Martinson Theater, the Public Theater
425 Lafayette St. at Astor P.
Tuesday through Sunday through May 21, $95
212-539-8500
publictheater.org

Philadelphia-born, London-based playwright and screenwriter Martin Sherman recounts the often unspoken history of gay life over the last century through the memories of an expat cocktail pianist living and working in London in the moving and very funny Gently Down the Stream, making its world premiere at the Public Theater. Four-time Tony winner Harvey Fierstein returns to the stage for the first time in six years as Beauregard, a former piano player for gay icon Mabel Mercer who now tickles the ivories in a local club. It’s 2001, and the chunky sixty-one-year-old Beau, who speaks in a raspy southern drawl that mixes New Orleans with Brooklyn, has just had an assignation with slim twenty-eight-year-old mergers and acquisitions lawyer Rufus (Gabriel Ebert), who found Beau on an internet dating site. “You’re so young you make me feel like a priest,” Beau tells Rufus, who wants to stick around a while and hear some of Beau’s stories, not only about Mercer, but about his experiences as a gay man. “If it was a love that daren’t speak its name, it was only the name itself that was unspoken; everything else had just been expressed rather eloquently by this rather large, elderly lady with over-pronounced vowels sitting in an old, comfortable chair,” he says, referring to Mercer. Beau is hesitant at first to open up — “I thought I had arranged for a fuck, not an interview,” he complains — but soon he is sharing tales about Mercer, James Baldwin, and, in long, poignant monologues, former companions George, Kip, and Sam, whose lives sum up decades of gay history. “You’re turning me into Grey Gardens. The past is dead,” Beau argues, but he keeps talking, occasionally sitting on a stool, directly addressing the audience. The cynical and jaded Beau is not looking for a relationship, even as Rufus begins moving in. “Why do you think everything ends badly?” Rufus asks. “Because it always does,” Beau responds. Beau’s unwillingness to commit to Rufus leads to the arrival of performance artist Harry (Christopher Sears) and the formation of a rather modern family.

(photo by Joan Marcus)

Beauregard (Harvey Fierstein), Harry (Christopher Sears), and Rufus (Gabriel Ebert) form a modern-day family in play that explores gay history (photo by Joan Marcus)

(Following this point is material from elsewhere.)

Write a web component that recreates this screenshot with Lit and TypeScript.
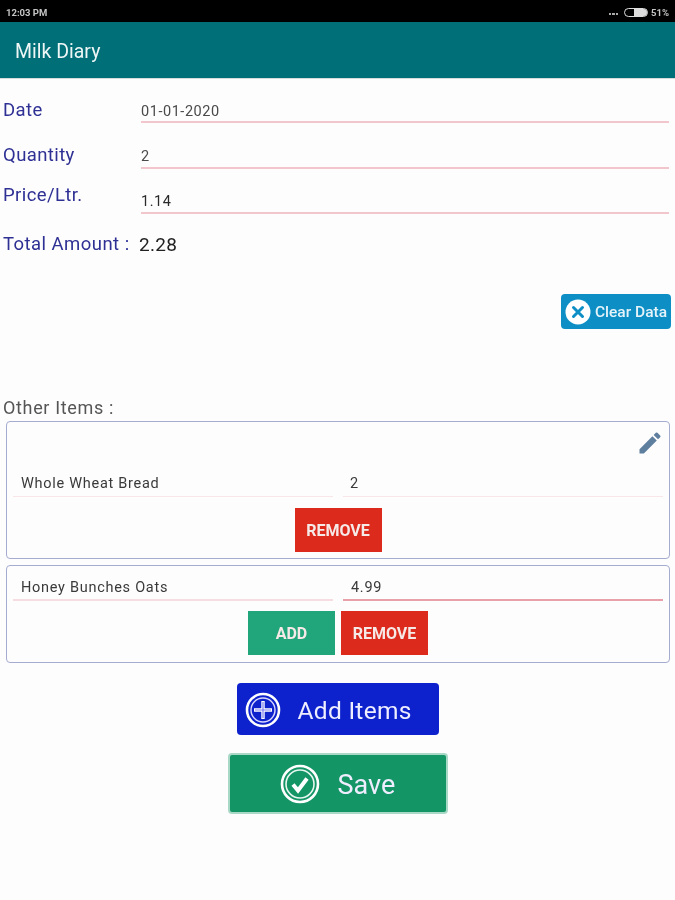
import { LitElement, html, css } from "lit";
import { customElement } from "lit/decorators.js";

@customElement("app-root")
export class AppRoot extends LitElement {
  static styles = css`
    :host { display: block; width: 675px; height: 900px; background: #fdfdfd; font-family: Roboto, "Liberation Sans", sans-serif; overflow: hidden; filter: blur(0.35px); }
    .status { height: 22px; background: #000; color: #c4c4c4; display: flex; align-items: center; padding: 2px 6px 0 6px; font-size: 9.5px; font-weight: 700; box-sizing: border-box; }
    .status .right { margin-left: auto; display: flex; align-items: center; gap: 3px; }
    .dots { display: flex; gap: 1px; align-items: flex-end; height: 6px; margin-right: 3px; }
    .dots i { width: 2.5px; height: 2px; background: #aaa; display: block; }
    .batt { width: 24px; height: 9px; border: 1px solid #ddd; border-radius: 5px; box-sizing: border-box; overflow: hidden; display: flex; justify-content: flex-end; }
    .batt b { display: block; width: 13px; background: #ddd; }
    .bar { height: 56px; background: #006f78; color: #eef6f6; display: flex; align-items: center; padding: 2px 0 0 15px; font-size: 19.5px; border-bottom: 1px solid #d6dcdc; box-sizing: border-box; height: 57px; }
    .form { display: flex; flex-direction: column; }
    .row { display: grid; grid-template-columns: 141px 528px; align-items: end; }
    .label { color: #2e3094; font-size: 18.5px; padding-left: 3px; letter-spacing: 0.4px; }
    .field { font-size: 14.5px; color: #4a4a4a; letter-spacing: 0.55px; border-bottom: 2px solid #f2c6cd; height: 22px; line-height: 19px; box-sizing: border-box; }
    .r1 { height: 44px; }
    .r1 .label { align-self: start; padding-top: 20px; }
    .r1 .field { line-height: 21px; }
    .r2 { height: 46px; }
    .r2 .label { align-self: start; padding-top: 21px; }
    .r3 { height: 45px; }
    .r3 .label { align-self: start; padding-top: 15px; }
    .r3 .field { color: #2a2a2a; }
    .total { display: flex; align-items: center; margin-top: 17px; height: 26px; padding-left: 3px; }
    .total .label { padding-left: 0; width: 136px; letter-spacing: 0.45px; }
    .total .val { font-size: 19px; color: #222; letter-spacing: 0.3px; }
    .clear-wrap { display: flex; justify-content: flex-end; padding: 37px 4px 0 0; }
    .clear { width: 110px; height: 35px; background: #0d8fc5; border-radius: 4px; color: #e6f4fa; display: flex; align-items: center; padding: 1px 0 0 4px; gap: 4px; font-size: 15.5px; font-weight: 500; box-sizing: border-box; white-space: nowrap; }
    .clear svg { margin-top: -1px; }
    .other { margin-top: 67px; padding-left: 3px; font-size: 18px; color: #555; height: 22px; line-height: 24px; letter-spacing: 0.65px; }
    .card { margin: 0 5px 0 6px; border: 1.5px solid #a6abd0; border-radius: 4px; box-sizing: border-box; position: relative; }
    .c1 { height: 138px; margin-top: 3px; padding: 42px 6px 0 6px; }
    .c2 { height: 98px; margin-top: 6px; padding: 2px 6px 0; }
    .pencil { position: absolute; right: 5px; top: 7px; width: 28px; height: 28px; }
    .inputs { display: grid; grid-template-columns: 320px 320px; column-gap: 10px; }
    .inp { height: 33px; font-size: 14.5px; color: #3a3a3a; padding-left: 8px; line-height: 40px; border-bottom: 1px solid #f8e6e8; box-sizing: border-box; letter-spacing: 0.72px; white-space: nowrap; }
    .c1 .inp:last-child { padding-left: 7px; }
    .c2 .inp { height: 33px; line-height: 39px; }
    .c2 .inp.first { border-bottom: 2px solid #f6dde1; }
    .c2 .inp.active { border-bottom: 2px solid #e8a0aa; }
    .btns { display: flex; justify-content: center; gap: 6px; margin-top: 11px; }
    .c2 .btns { margin-top: 10px; }
    .btn { width: 87px; height: 44px; display: flex; align-items: center; justify-content: center; color: #f6eae8; font-size: 16px; font-weight: 700; box-sizing: border-box; }
    .red { background: #dc2a1c; }
    .green { background: #20a67a; }
    .actions { display: flex; flex-direction: column; align-items: center; }
    .add { width: 202px; height: 52px; background: #0d22cc; border-radius: 4px; margin-top: 20px; color: #eef; display: flex; align-items: center; padding: 2px 0 0 8px; box-sizing: border-box; font-size: 24.5px; gap: 17px; letter-spacing: 0.3px; }
    .add svg, .save svg { margin-top: -1px; }
    .save { width: 220px; height: 61px; background: #149566; border: 2px solid #a9d8c6; border-radius: 4px; margin-top: 18px; color: #eef; display: flex; align-items: center; box-sizing: border-box; font-size: 27px; padding: 2px 0 0 50px; gap: 18px; }
  `;

  render() {
    return html`
      <div class="status">
        <span>12:03 PM</span>
        <div class="right">
          <span class="dots"><i></i><i></i><i></i></span>
          <span class="batt"><b></b></span>
          <span>51%</span>
        </div>
      </div>
      <div class="bar">Milk Diary</div>
      <div class="form">
        <div class="row r1"><div class="label">Date</div><div class="field">01-01-2020</div></div>
        <div class="row r2"><div class="label">Quantity</div><div class="field">2</div></div>
        <div class="row r3"><div class="label">Price/Ltr.</div><div class="field">1.14</div></div>
        <div class="total"><div class="label">Total Amount :</div><div class="val">2.28</div></div>
      </div>
      <div class="clear-wrap">
        <div class="clear">
          <svg width="26" height="26" viewBox="0 0 26 26"><circle cx="13" cy="13" r="12.5" fill="#fff"/><path d="M8.5 8.5l9 9M17.5 8.5l-9 9" stroke="#0d8fc5" stroke-width="3" stroke-linecap="round"/></svg>
          <span>Clear Data</span>
        </div>
      </div>
      <div class="other">Other Items :</div>
      <div class="card c1">
        <svg class="pencil" viewBox="0 0 24 24"><path fill="#5f7f9f" d="M3 17.25V21h3.75L17.81 9.94l-3.75-3.75L3 17.25zM20.71 7.04a1 1 0 0 0 0-1.41l-2.34-2.34a1 1 0 0 0-1.41 0l-1.83 1.83 3.75 3.75 1.83-1.83z"/></svg>
        <div class="inputs">
          <div class="inp">Whole Wheat Bread</div>
          <div class="inp">2</div>
        </div>
        <div class="btns"><div class="btn red">REMOVE</div></div>
      </div>
      <div class="card c2">
        <div class="inputs">
          <div class="inp first">Honey Bunches Oats</div>
          <div class="inp active">4.99</div>
        </div>
        <div class="btns"><div class="btn green">ADD</div><div class="btn red">REMOVE</div></div>
      </div>
      <div class="actions">
        <div class="add">
          <svg width="36" height="36" viewBox="0 0 36 36" fill="none"><circle cx="18" cy="18" r="16" stroke="#fff" stroke-width="2.6"/><circle cx="18" cy="18" r="12" stroke="#d8d8ff" stroke-width="1.4"/><path d="M18 9v18M9 18h18" stroke="#fff" stroke-width="3.4"/><path d="M18 10v16M10 18h16" stroke="#7a7cf0" stroke-width="1.2"/></svg>
          <span>Add Items</span>
        </div>
        <div class="save">
          <svg width="40" height="40" viewBox="0 0 40 40" fill="none"><circle cx="20" cy="20" r="18" stroke="#fff" stroke-width="2.6"/><circle cx="20" cy="20" r="14" stroke="#e6f6f0" stroke-width="1.6"/><path d="M13 20.5l5 6 9-12" stroke="#fff" stroke-width="4"/></svg>
          <span>Save</span>
        </div>
      </div>
    `;
  }
}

Gently Down the Stream takes place between 2001 and 2014 in Beau’s spacious living room, elegantly designed by Tony winner Derek McLane with floor-to-ceiling bookcases (but no ladder to reach the highest tomes!), comfy couches, and a piano. Fierstein is such a natural for the role that it’s hard to believe that the part was not specifically written for him but was director Sean Mathias’s suggestion to cast him. Fierstein is brilliant as Beau, displaying a wide range of strong emotions and opinions about nearly everything; he doesn’t even like the windows to be open to let in fresh air, as if he feels safer locked away from the rest of the world in his apartment. Of course, Fierstein himself brings his own personal history as an LGBTQ writer, actor, and activist who has seen it all. When Beau references gay playwright Larry Kramer, whose groundbreaking The Normal Heart debuted at the Public Theater in 1985 — only a few years after Fierstein’s seminal Torch Song Trilogy became a hit in the Village — there’s an added dimension of real life. In fact, Fierstein recently donated his papers to Yale because that’s where Kramer’s archives are held. Tony winner Ebert (Matilda the Musical, Thérèse Raquin) goes toe-to-toe with Fierstein, turning Rufus into a formidable lover/opponent for Beau, not afraid to back down when faced with a challenge. (Ebert played Jonathan/Miranda in Fierstein’s 2014 Broadway play, Casa Valentina, about a private resort that caters to men who enjoy dressing up as women.) The show also features several songs by Mercer, a mixed-race cabaret performer who often had coded gay signals in her lyrics. Mathias (Waiting for Godot / No Man’s Land), who directed the screen version of Sherman’s Bent, creates a welcoming environment for the audience, inviting us into these characters’ private lives over a period of thirteen years, during which Rufus is obsessed with the past, Harry is happily centered in the present, and Beau is concerned about the future if the newer generations of LGBTQ people don’t understand where they came from, the battles that were fought and those that lay ahead down that stream. Pulitzer and two-time Tony nominee Sherman (Rose, The Boy from Oz) has written an engaging romantic comedy that uses clever subtlety to make its important points, a lovely play with a stirring performance by a theater legend making a triumphant return to the stage.